À l'approche de la Saint-Valentin, la plupart des roses coupées offertes par les fleuristes du Québec sont importées, produites par de la main-d'oeuvre bon marché ou pleines de pesticides. Est-il possible de rendre la fête de l'amour écoresponsable ?

Engrais chimiques, pesticides, fongicides, insecticides, bilan carbone explosif. Près de 13 millions de douzaines de roses sont importées chaque année au Canada, principalement par avion de la Colombie et de l'Équateur. Quelles sont les solutions de rechange écoresponsables ?
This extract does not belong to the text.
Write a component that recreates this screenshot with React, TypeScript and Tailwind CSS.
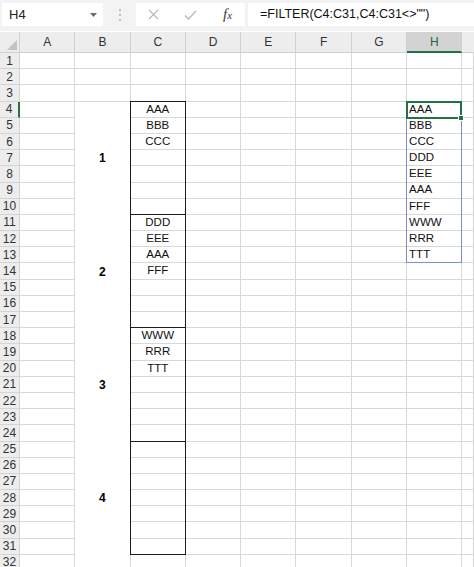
import React from "react";

const cols = ["A", "B", "C", "D", "E", "F", "G", "H"];
const rowNums = Array.from({ length: 32 }, (_, i) => i + 1);
const groups = [
  ["AAA", "BBB", "CCC"],
  ["DDD", "EEE", "AAA", "FFF"],
  ["WWW", "RRR", "TTT"],
  [],
];
const spill = ["AAA", "BBB", "CCC", "DDD", "EEE", "AAA", "FFF", "WWW", "RRR", "TTT"];

function Cell({ children, className = "" }: { children?: React.ReactNode; className?: string }) {
  return (
    <div className={`flex h-[16.2px] shrink-0 items-center border-b border-r border-[#d8d8d8] ${className}`}>
      {children}
    </div>
  );
}

function PlainCol({ count = 32, wide = false }: { count?: number; wide?: boolean }) {
  return (
    <div className={wide ? "flex min-w-0 flex-1 flex-col" : "flex w-[55.3px] shrink-0 flex-col"}>
      {Array.from({ length: count }).map((_, i) => (
        <Cell key={i} />
      ))}
    </div>
  );
}

function TopBar() {
  return (
    <div className="flex h-[31px] items-start bg-[#f3f3f3] pt-[3px]">
      <div className="ml-[2px] flex h-[23px] w-[101px] items-center justify-between bg-white pl-[7px] pr-[6px]">
        <span className="text-[13px] text-[#222]">H4</span>
        <svg width="7" height="4" viewBox="0 0 7 4">
          <path d="M0 0h7L3.5 4z" fill="#6b6b6b" />
        </svg>
      </div>
      <div className="flex w-[33px] flex-col items-center gap-[3px] pt-[6px]">
        <span className="h-[2px] w-[2px] rounded-full bg-[#b0b0b0]" />
        <span className="h-[2px] w-[2px] rounded-full bg-[#b0b0b0]" />
        <span className="h-[2px] w-[2px] rounded-full bg-[#b0b0b0]" />
      </div>
      <div className="relative flex h-[23px] w-[109px] items-center bg-white">
        <svg className="ml-[12px]" width="11" height="11" viewBox="0 0 11 11">
          <path d="M1 1l9 9M10 1l-9 9" stroke="#b8b8b8" strokeWidth="1.2" fill="none" />
        </svg>
        <svg className="ml-[25px]" width="13" height="10" viewBox="0 0 13 10">
          <path d="M1 5.5l3.5 3.5L12 1" stroke="#b8b8b8" strokeWidth="1.3" fill="none" />
        </svg>
        <span className="ml-[26px] font-['Liberation_Serif',serif] text-[15px] italic leading-none text-[#3c3c3c]">
          f<span className="text-[11px]">x</span>
        </span>
      </div>
      <div className="ml-[3px] flex h-[23px] flex-1 items-center bg-white pl-[12px]">
        <span className="text-[12.5px] text-[#111]">=FILTER(C4:C31,C4:C31&lt;&gt;"")</span>
      </div>
    </div>
  );
}

function HeaderRow() {
  return (
    <div className="mt-[1px] flex h-[21px] bg-[#ededed]">
      <div className="relative w-[20px] shrink-0 border-b border-r border-[#d0d0d0]">
        <svg className="absolute bottom-[2px] right-[2px]" width="10" height="10" viewBox="0 0 10 10">
          <path d="M10 0v10H0z" fill="#c2c2c2" />
        </svg>
      </div>
      {cols.map((c) =>
        c === "H" ? (
          <div
            key={c}
            className="flex w-[55.3px] shrink-0 items-center justify-center border-b-2 border-r border-b-[#217346] border-r-[#d0d0d0] bg-[#d3d3d3] text-[12px] text-[#2b5f3f]"
          >
            {c}
          </div>
        ) : (
          <div
            key={c}
            className="flex w-[55.3px] shrink-0 items-center justify-center border-b border-r border-[#d0d0d0] text-[12px] text-[#333]"
          >
            {c}
          </div>
        )
      )}
      <div className="flex-1 border-b border-[#d0d0d0]" />
    </div>
  );
}

function RowHeaders() {
  return (
    <div className="flex w-[20px] shrink-0 flex-col">
      {rowNums.map((n) => (
        <div
          key={n}
          className={
            n === 4
              ? "flex h-[16.2px] shrink-0 items-center justify-center border-b border-r-2 border-b-[#d4d4d4] border-r-[#217346] bg-[#ededed] text-[12px] text-[#333]"
              : "flex h-[16.2px] shrink-0 items-center justify-center border-b border-r border-[#d4d4d4] bg-[#ededed] text-[12px] text-[#333]"
          }
        >
          {n}
        </div>
      ))}
    </div>
  );
}

function ColB() {
  return (
    <div className="flex w-[55.3px] shrink-0 flex-col">
      <Cell />
      <Cell />
      <Cell />
      {["1", "2", "3", "4"].map((n) => (
        <div
          key={n}
          className="flex h-[113.4px] shrink-0 items-center justify-center border-r border-[#d8d8d8] bg-white text-[12px] font-bold text-[#000]"
        >
          {n}
        </div>
      ))}
      <Cell />
    </div>
  );
}

function ColC() {
  return (
    <div className="flex w-[55.3px] shrink-0 flex-col">
      <Cell />
      <Cell />
      <Cell />
      {groups.map((g, gi) => (
        <div key={gi} className="-ml-px -mt-px w-[calc(100%+1px)] shrink-0 border border-[#1c1c1c]">
          {Array.from({ length: 7 }).map((_, i) => (
            <div
              key={i}
              className={
                i < 6
                  ? "flex h-[16.2px] items-center justify-center border-b border-[#d8d8d8] text-[11.5px] text-[#111]"
                  : "flex h-[15.2px] items-center justify-center text-[11.5px] text-[#111]"
              }
            >
              {g[i]}
            </div>
          ))}
        </div>
      ))}
      <Cell />
    </div>
  );
}

function ColH() {
  return (
    <div className="flex w-[55.3px] shrink-0 flex-col">
      <Cell />
      <Cell />
      <Cell />
      <div className="relative -ml-px -mt-px w-[calc(100%+1px)] shrink-0 border border-[#7890d0]">
        {spill.map((t, i) => (
          <div
            key={i}
            className={
              i < 9
                ? "flex h-[16.2px] items-center border-b border-[#d8d8d8] pl-[2px] text-[11.5px] text-[#111]"
                : "flex h-[15.2px] items-center pl-[2px] text-[11.5px] text-[#111]"
            }
          >
            {t}
          </div>
        ))}
        <div className="absolute -left-px -top-px h-[18.2px] w-[calc(100%+2px)] border-2 border-[#217346]">
          <div className="absolute bottom-[-4px] right-[-4px] h-[6px] w-[6px] border border-white bg-[#217346]" />
        </div>
      </div>
      {Array.from({ length: 19 }).map((_, i) => (
        <Cell key={i} />
      ))}
    </div>
  );
}

export default function App() {
  return (
    <div className="h-[567px] w-[474px] overflow-hidden bg-white font-['Liberation_Sans',Arial,sans-serif]">
      <TopBar />
      <HeaderRow />
      <div className="flex">
        <RowHeaders />
        <PlainCol />
        <ColB />
        <ColC />
        <PlainCol />
        <PlainCol />
        <PlainCol />
        <PlainCol />
        <ColH />
        <PlainCol wide />
      </div>
    </div>
  );
}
Au Québec, il faut s'arrêter le long de la route Transcanadienne, entre Montréal et Québec, chez Rose Drummond, pour trouver des roses qui n'ont pas fait le parcours en avion. Seul grand fleuriste-producteur québécois de roses, Rose Drummond a néanmoins dû réduire de plus des deux tiers sa production (de trois à un demi-hectare) ces dernières années en raison des coûts de chauffage, étant donné que la production est très énergivore.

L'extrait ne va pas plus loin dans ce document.